Task directions: Show all lines holding "React".

_ _ _

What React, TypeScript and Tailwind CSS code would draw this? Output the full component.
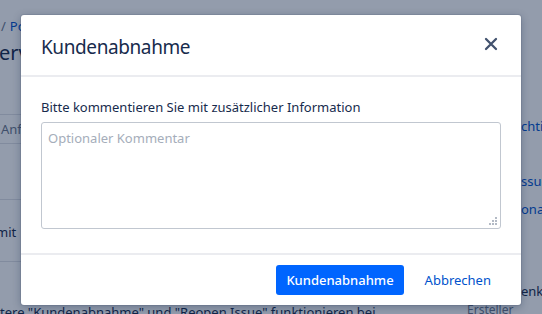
import React from "react";

function CloseIcon() {
  return (
    <svg width="16" height="16" viewBox="0 0 16 16" className="block">
      <path d="M3 3 L13 13 M13 3 L3 13" stroke="#42526e" strokeWidth="2.3" strokeLinecap="round" />
    </svg>
  );
}

function Grip() {
  return (
    <svg width="9" height="9" viewBox="0 0 9 9" className="block">
      {[
        [7, 1],
        [4, 4],
        [7, 4],
        [1, 7],
        [4, 7],
        [7, 7],
      ].map(([x, y], i) => (
        <rect key={i} x={x - 1} y={y - 1} width="2" height="2" fill="#b3bac5" />
      ))}
    </svg>
  );
}

export default function App() {
  return (
    <div
      className="relative w-[542px] h-[314px] overflow-hidden bg-white"
      style={{ fontFamily: '"Noto Sans", "Open Sans", sans-serif' }}
    >
      {/* background page */}
      <div className="flex w-full h-full">
        <div className="w-[467px] shrink-0 flex flex-col text-[13px] text-[#172b4d]">
          <div className="shrink-0 mt-[18px] h-[17px] leading-[17px] text-[#0052cc] whitespace-nowrap">
            <span className="ml-[1px] text-[#6b778c]">/</span>
            <span className="ml-[4px]">Portal</span>
          </div>
          <div className="shrink-0 mt-[4px] h-[28px] leading-[28px] text-[20px] ml-[-12px] whitespace-nowrap">
            Serviceanfrage
          </div>
          <div className="shrink-0 mt-[47px] border-t border-b border-[#dfe1e6] h-[30px] leading-[28px] text-[#6b778c] ml-[-1px] whitespace-nowrap">
            <span className="ml-[2px]">Anfragetyp</span>
          </div>
          <div className="shrink-0 mt-[55px] border-t border-b border-[#dfe1e6] h-[63px] flex items-center whitespace-nowrap">
            <span className="ml-[-4px] mt-[5px]">mit</span>
          </div>
          <div className="shrink-0 mt-[41px] leading-[18px] whitespace-nowrap">
            tere "Kundenabnahme" und "Reopen Issue" funktionieren bei
          </div>
        </div>
        <div className="flex-1 flex flex-col text-[13px] whitespace-nowrap">
          <div className="shrink-0 mt-[117px] h-[18px] leading-[18px] pl-[54px] text-[#0052cc]">chtig</div>
          <div className="shrink-0 mt-[37px] h-[18px] leading-[18px] pl-[54px] text-[#0052cc]">ssue</div>
          <div className="shrink-0 mt-[10px] h-[18px] leading-[18px] pl-[54px] text-[#0052cc]">ona</div>
          <div className="shrink-0 mt-[64px] h-[18px] leading-[18px] pl-[54px] text-[#172b4d]">enk</div>
          <div className="shrink-0 mt-[1px] h-[18px] leading-[18px] text-[#6b778c] text-[12px]">Ersteller</div>
        </div>
      </div>

      {/* blanket + modal */}
      <div className="absolute inset-0 bg-[rgba(9,30,66,0.44)]">
        <div className="ml-[21px] mt-[15px] w-[500px] h-[290px] bg-white rounded-[3px] shadow-[0_0_0_1px_rgba(9,30,66,0.08),0_2px_8px_rgba(9,30,66,0.3)] flex flex-col">
          <div className="h-[62px] shrink-0 px-5 flex items-center justify-between border-b-2 border-[#ebecf0]">
            <div className="text-[19px] text-[#172b4d] leading-[24px] tracking-[-0.4px] pt-[3px]">Kundenabnahme</div>
            <button className="w-[24px] h-[24px] flex items-center justify-center mr-[-2px] mt-[-2px]">
              <CloseIcon />
            </button>
          </div>
          <div className="shrink-0 px-5 pt-[20px] pb-[24px]">
            <div className="text-[13px] leading-[20px] text-[#172b4d]">
              Bitte kommentieren Sie mit zusätzlicher Information
            </div>
            <div className="relative mt-[5px]">
              <textarea
                className="block w-[460px] h-[107px] resize-none border border-[#c1c7d0] rounded-[3px] px-[6px] py-[5px] text-[13px] leading-[20px] text-[#172b4d] placeholder:text-[#a5adba] outline-none"
                placeholder="Optionaler Kommentar"
              />
              <div className="absolute right-[3px] bottom-[3px]">
                <Grip />
              </div>
            </div>
          </div>
          <div className="border-t-2 border-[#ebecf0] flex-1 flex items-center justify-end px-5 gap-[11px]">
            <button className="h-[30px] px-[10px] rounded-[3px] bg-[#0065ff] text-white text-[13px] font-medium leading-[30px]">
              Kundenabnahme
            </button>
            <button className="h-[30px] px-[10px] text-[#0052cc] text-[13px] leading-[30px]">
              Abbrechen
            </button>
          </div>
        </div>
      </div>
    </div>
  );
}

_ _ _

Result for this exercise:
What React, TypeScript and Tailwind CSS code would draw this? Output the full component.
import React from "react";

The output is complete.